Decades ago, there was a recognition that NAS data protection would be impossible without some form of standard, and much as NDMP had its flaws, it did mean that there was at least some mechanism to backup and recover data residing in a storage appliance.
Yet given the sheer number of SaaS developers out there (and let’s face it, anyone with a laptop, a basic understanding of coding and a credit-card can start a SaaS business if they can get an anchor customer), the idea of getting a consensus that “SaaS providers will provide backup and restore APIs” is probably almost as difficult as getting Donald Trump to say something that is both coherent and truthful.
So here we remain, on the raggedy edge.
The solution isn’t going to come overnight, and it’s not going to come from data protection vendors jumping up and down and talking to every single SaaS provider in the market.

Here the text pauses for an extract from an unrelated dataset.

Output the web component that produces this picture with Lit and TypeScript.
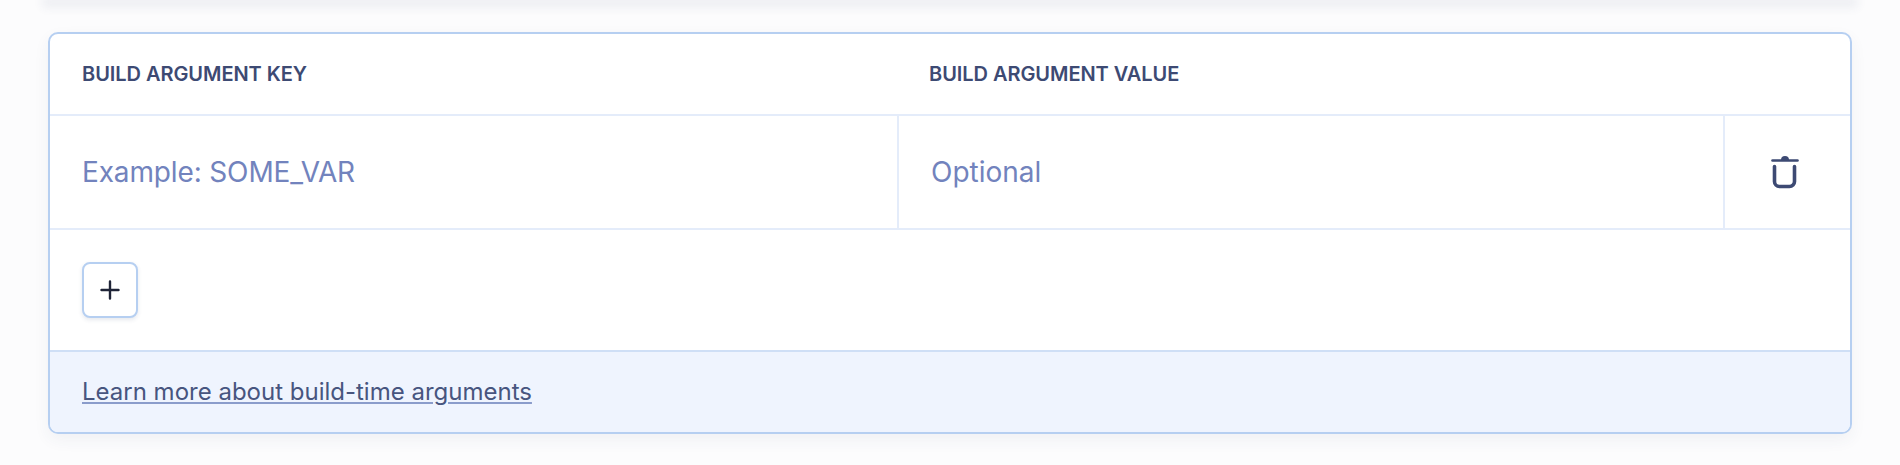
import { LitElement, html, css } from "lit";
import { customElement } from "lit/decorators.js";

@customElement("app-root")
export class AppRoot extends LitElement {
  static styles = css`
    :host {
      display: block;
      height: 465px;
      overflow: hidden;
      background: #fcfcfd;
      font-family: Inter, "Liberation Sans", sans-serif;
    }
    .top {
      height: 0;
      margin: 0 48px 32px 48px;
      box-shadow: 0 2px 10px 6px rgba(53, 64, 110, 0.07);
    }
    .card {
      margin: 0 48px;
      border: 2px solid #b6cff1;
      border-radius: 10px;
      background: #fff;
      box-shadow: 0 6px 16px rgba(53, 64, 110, 0.06);
      overflow: hidden;
    }
    .head {
      display: grid;
      grid-template-columns: 847px 1fr;
      height: 80px;
      align-items: center;
      font-size: 20px;
      font-weight: 600;
      letter-spacing: -0.05px;
      color: #3d4a73;
      text-transform: uppercase;
      border-bottom: 2px solid #e4ecfa;
    }
    .head span { padding-left: 32px; }
    .row {
      display: grid;
      grid-template-columns: 849px 826px 1fr;
      height: 112px;
      border-bottom: 2px solid #e4ecfa;
    }
    .cell {
      display: flex;
      align-items: center;
      padding-left: 32px;
      font-size: 28px;
      color: #7283bd;
      border-right: 2px solid #e4ecfa;
    }
    .key { letter-spacing: -0.14px; }
    .trash {
      display: flex;
      align-items: center;
      justify-content: center;
      padding-right: 5px;
    }
    .add { height: 120px; padding: 32px; box-sizing: border-box; }
    .btn {
      width: 56px;
      height: 56px;
      box-sizing: border-box;
      border: 2px solid #b6cff1;
      border-radius: 8px;
      background: #fff;
      box-shadow: 0 2px 4px rgba(53, 64, 110, 0.12);
      display: flex;
      align-items: center;
      justify-content: center;
    }
    .foot {
      height: 82px;
      box-sizing: border-box;
      display: flex;
      align-items: center;
      padding: 0 0 2px 32px;
      background: #eff4fe;
      border-top: 2px solid #cfdff6;
      font-size: 24px;
      color: #47557f;
    }
    .foot a {
      color: inherit;
      text-decoration: underline;
      text-decoration-color: #8a9ccb;
      text-decoration-thickness: 2px;
      text-underline-offset: 2px;
    }
  `;

  render() {
    return html`
      <div class="top"></div>
      <div class="card">
        <div class="head"><span>Build argument key</span><span>Build argument value</span></div>
        <div class="row">
          <div class="cell key">Example: SOME_VAR</div>
          <div class="cell">Optional</div>
          <div class="trash">
            <svg width="28" height="34" viewBox="0 0 28 34" fill="none" stroke="#3d4a73" stroke-width="3.6" stroke-linecap="round">
              <path d="M1.5 5.5H26.5" stroke-width="2.6"/>
              <path d="M10 5a4 4 0 0 1 8 0z" fill="#3d4a73" stroke="none"/>
              <path d="M3.5 11.5V26.5a5 5 0 0 0 5 5h10a5 5 0 0 0 5-5V11.5"/>
            </svg>
          </div>
        </div>
        <div class="add">
          <div class="btn">
            <svg width="20" height="20" viewBox="0 0 20 20" stroke="#1f2437" stroke-width="2.4" stroke-linecap="round">
              <path d="M10 1.5V18.5M1.5 10H18.5"/>
            </svg>
          </div>
        </div>
        <div class="foot"><a href="#">Learn more about build-time arguments</a></div>
      </div>
    `;
  }
}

There’s too many.
This is something that’s going to come from two sources, you, and them.
- Them, as the company offering a SaaS product, have a responsibility to provide some documented mechanism for subscriber-initiated backup and recovery
- You, as a subscriber of a SaaS product, have a responsibility to ensure that the SaaS products you subscribe to have that functionality, or demand it if it is not there.
If there’s a guaranteed backup and recovery mechanism there’s a solution that can be created – but again, that solution may require you to agitate for it, and educate your teams (business, IT, management) of the perils and risk that comes from choosing a SaaS product that doesn’t have backup and recovery functionality.
Hi Preston,
as SaaS is currently something which is heavily discussed within our organization, this was the right article published at the right time. Especially I liked your comparison with respect to NAS.
Well done.
Best regards, Carsten
Hi Preston,
Thank you very much for this article.